## SET TASK
Take the listing from its first line through the line that contains "import React from 'react';" and please retype those lines exactly, leaving out the pictures.

Stored dataset items:
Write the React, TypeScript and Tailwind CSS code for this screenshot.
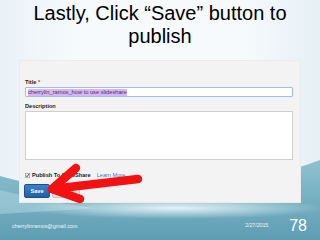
import React from 'react';

function Background() {
  return (
    <svg className="absolute inset-0" width="320" height="240" viewBox="0 0 320 240">
      <defs>
        <linearGradient id="base" x1="0" y1="0" x2="1" y2="0">
          <stop offset="0" stopColor="#eaf2f7" />
          <stop offset="0.25" stopColor="#f6fafc" />
          <stop offset="0.75" stopColor="#f6fafc" />
          <stop offset="1" stopColor="#e6f0f6" />
        </linearGradient>
        <linearGradient id="wave" x1="0" y1="0" x2="0" y2="1">
          <stop offset="0" stopColor="#8fc1d0" />
          <stop offset="1" stopColor="#5e9db3" />
        </linearGradient>
        <radialGradient id="glow" cx="0.5" cy="0.5" r="0.5">
          <stop offset="0" stopColor="#e4f3f7" stopOpacity="1" />
          <stop offset="1" stopColor="#e4f3f7" stopOpacity="0" />
        </radialGradient>
      </defs>
      <rect width="320" height="240" fill="url(#base)" />
      <path d="M0,176 C70,196 200,206 320,160 L320,240 L0,240 Z" fill="url(#wave)" />
      <path d="M0,190 C40,200 70,206 100,208 L0,214 Z" fill="#a8d0dc" opacity="0.6" />
      <ellipse cx="175" cy="208" rx="150" ry="11" fill="url(#glow)" />
    </svg>
  );
}

function Arrow() {
  return (
    <svg className="absolute inset-0 pointer-events-none" width="320" height="240" viewBox="0 0 320 240">
      <g stroke="#f21212" strokeWidth="8.5" strokeLinecap="round" strokeLinejoin="round" fill="none">
        <polyline points="76,168 52,189 80,199" />
        <line x1="52" y1="189" x2="138" y2="179" />
      </g>
    </svg>
  );
}

export default function App() {
  return (
    <div className="relative w-[320px] h-[240px] overflow-hidden font-['Liberation_Sans',Arial,sans-serif]">
      <Background />
      <div className="relative flex flex-col h-full">
        <h1 className="pt-[2px] text-center text-[20px] leading-[23px] text-black">
          Lastly, Click “Save” button to
          <br />
          publish
        </h1>

        <div className="mt-[12px] ml-[19px] w-[282px] h-[143px] bg-[#f3f3f3] border border-[#ebebeb] pl-[5px] pr-[7px] pt-[18px]">
          <div className="h-[6px] leading-[6px] text-[5.6px] font-bold text-[#222]">
            Title <span className="text-[#d22]">*</span>
          </div>
          <div className="mt-[2px] h-[10px] bg-white border border-[#9ebfe6] rounded-[1px] flex items-center pl-[2px]">
            <span className="bg-[#d8b6f4] text-[#4a2a78] text-[5.7px] leading-[7px]">
              cherrylin_ramos_how to use slideshare
            </span>
          </div>
          <div className="mt-[6px] h-[6px] leading-[6px] text-[5.6px] font-bold text-[#222]">
            Description
          </div>
          <div className="mt-[2px] h-[49px] bg-white border border-[#cfcfcf]" />

          <div className="mt-[12px] h-[6px] flex items-center gap-[2px] text-[5.6px] leading-[6px]">
            <svg width="5" height="5" viewBox="0 0 5 5">
              <rect x="0.25" y="0.25" width="4.5" height="4.5" fill="#eee" stroke="#888" strokeWidth="0.5" />
              <path d="M1,2.6 L2,3.8 L4.2,0.8" stroke="#333" strokeWidth="0.8" fill="none" />
            </svg>
            <span className="font-bold text-[#222]">Publish To SlideShare</span>
            <span className="ml-[4px] text-[#3a78c4]">Learn More</span>
          </div>

          <div className="mt-[6px] -ml-[1px] flex gap-[2px]">
            <div className="w-[26px] h-[14px] rounded-[2px] bg-gradient-to-b from-[#3b7fcb] to-[#225fa6] border border-[#1d4f8c] flex items-center justify-center text-white text-[5.6px] font-bold">
              Save
            </div>
            <div className="w-[28px] h-[14px] rounded-[2px] bg-[#e2e2e2] border border-[#c4c4c4]" />
          </div>
        </div>

        <div className="mt-[14px] h-[18px] flex items-center pl-[12px] pr-[13px] text-[#eef7fa]">
          <span className="text-[5.4px]">cherrylinramos@gmail.com</span>
          <span className="ml-auto text-[5.2px]">2/27/2015</span>
          <span className="ml-[21px] text-[16px] leading-[18px] text-white">78</span>
        </div>
      </div>
      <Arrow />
    </div>
  );
}
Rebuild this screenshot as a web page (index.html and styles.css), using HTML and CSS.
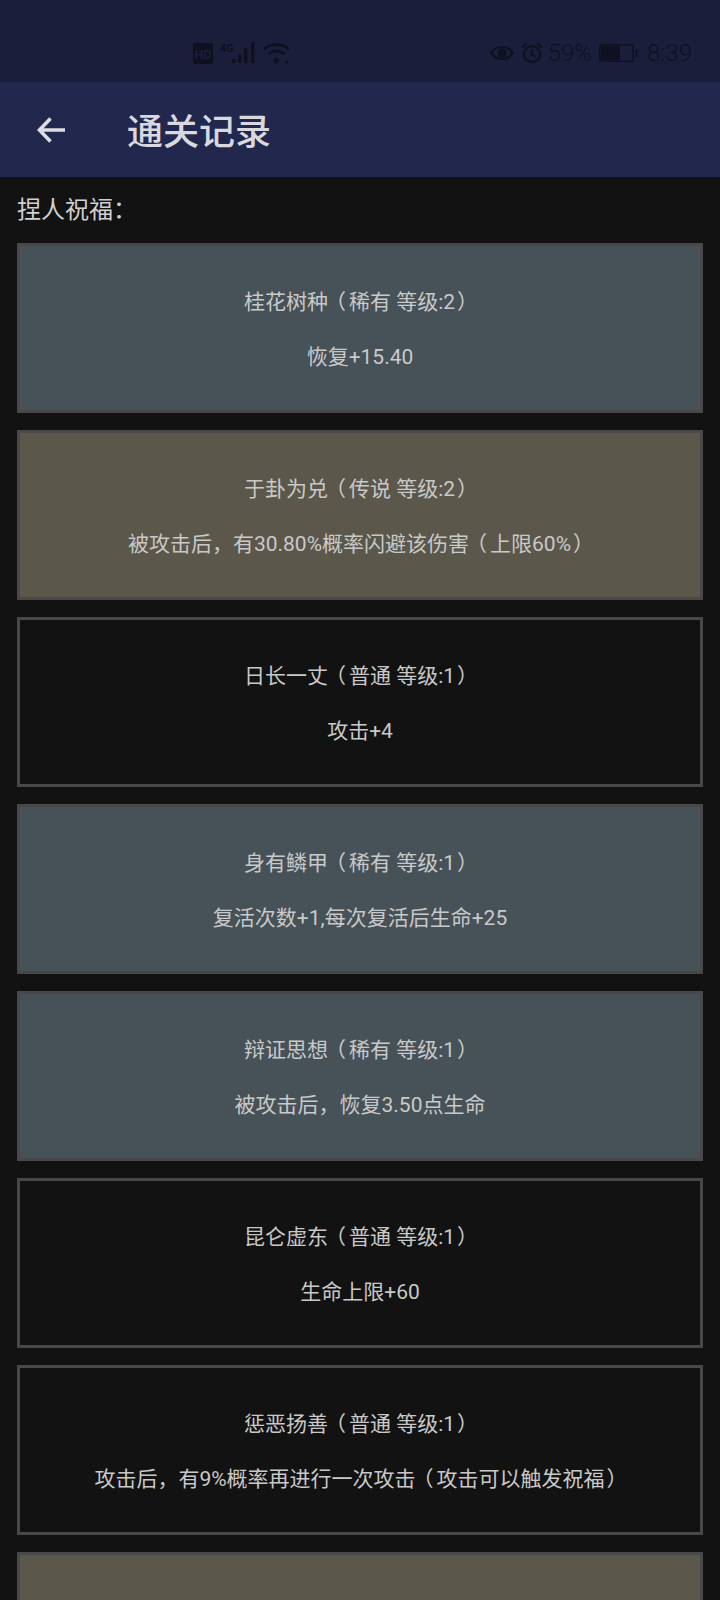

## REPLY TO THE EXERCISE
Write the React, TypeScript and Tailwind CSS code for this screenshot.
import React from 'react';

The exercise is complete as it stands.